Величайший ум поселка Владимир Пятницкий, сдержанный, даже суровый, в разговоре выдавал бессмертные изречения:
– Талант – не заслуга человека, талант от Бога, и огромный грех не делать то, что обязан сделать, при этом следует отходить от штампов и экономно тратить отпущенное время...
Пятницкий отходил от штампов на невероятное расстояние: то делал на холстах фактуру из опилок и стружек, то «писал» картины, разбрызгивая краску из пульверизатора, при этом не скрывал наплевательского отношения к зрителям, что говорило о его излишней самоуверенности. Он работал по списку, по «ускоренной программе», спешил «выговориться», словно предчувствовал короткий жизненный путь (он употреблял наркотики и в конце концов они погубили его).
Обитала в Долгопрудном и Наташа Доброхотова, маленькая художница, носившая дешевые платья с элегантной небрежностью. При гостях она, несколько театрально, играла в игрушки своей дочери, но писала картины со зрелым мастерством. Она лучше всех объяснила феномен Долгопрудного:
– Каждый живет на небольшом пространстве, и ничто не мешает сделать свое пространство гармоничным и светлым. И жить православно, помогать ближним.
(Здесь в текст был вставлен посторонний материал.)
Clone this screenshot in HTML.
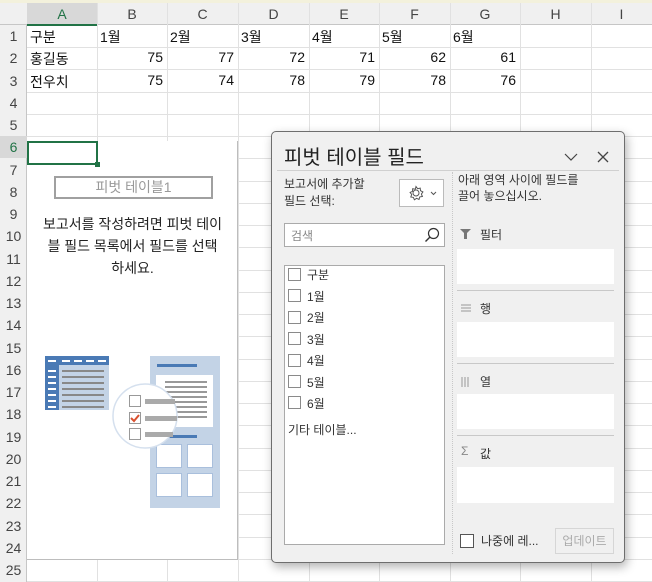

Тут необходима сноска. В нашем Отечестве всегда было много художников, которые выжимали максимум из своего положения, правдиво показывали нелегкую жизнь людей, тоску по свободе, и в этом смысле их картины несли нравственную идею. В то время как на Западе, в обеспеченной, благополучной жизни, живопись являлась всего лишь дополнением к комфорту, неким формальным упражнением. И если у нас покупают картины, которые нравятся, там – то, что модно, престижно. В массе, конечно, не все.